At the bottom, there is a USB-C connector, a speaker, and a microphone stylized as a speaker. At the top, there is a 3.5mm audio jack. On the left side of the smartphone, there is a slot for two SIM cards. On the right side, there are volume control buttons and a power button. The fingerprint scanner is located on the back panel.

The Meizu X8 was available in 3 colors: Black, Blue, and White.

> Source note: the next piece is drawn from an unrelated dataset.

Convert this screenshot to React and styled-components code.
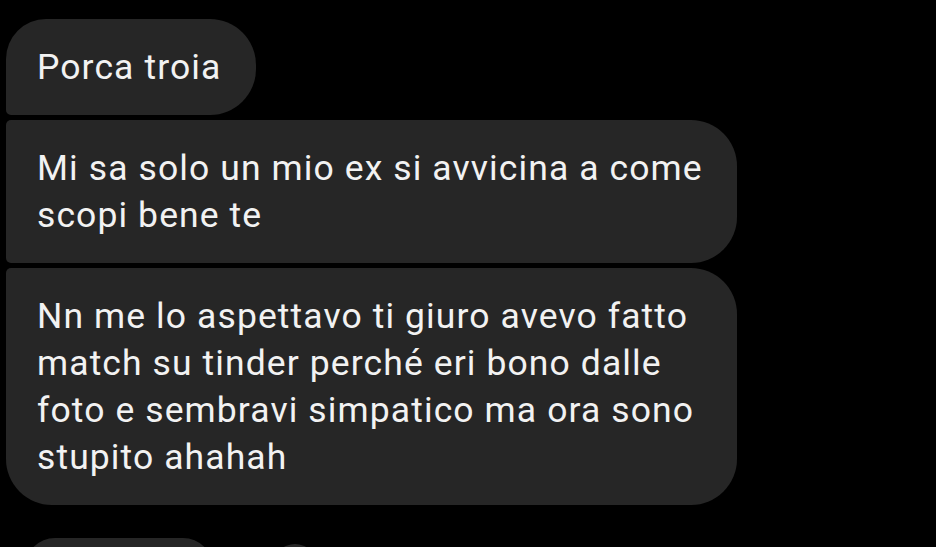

== Technical specifications ==

=== Processor ===
The smartphone is powered by a Qualcomm Snapdragon 710 processor and an Adreno 616 graphics processor.

=== Battery ===
The battery has a capacity of 3210 mAh and supports 24W fast charging using mCharge 4 technology.

=== Camera ===
The smartphone features a dual rear camera system consisting of a 12MP, f/1.9 wide-angle lens and a 5MP depth sensor with Dual Pixel phase detection autofocus. It can record video in 1080p at 30fps. The front-facing camera has a 20MP wide-angle lens with an aperture of f/2.0 and can record video in 1080p at 30fps.

=== Display ===
The phone's display has an IPS LCD screen, sizing about 6.15 inches, a 2220 x 1080 resolution (Full HD+) with an aspect ratio of 18.5:9 with a pixel density of 401 ppi, and a notch for the proximity sensor, speaker, and front camera.

=== Storage ===
The smartphone was sold in configurations of 4/64 and 6/128 GB.

=== Software ===
The smartphone was initially released with Flyme 7.1.7.0G, which was based on Android 8.1 Oreo. It was later updated to Flyme 8.1, built on Android 9 Pie. There were plans to upgrade the smartphone to Android 10, but due to a significant number of bugs, the update was canceled.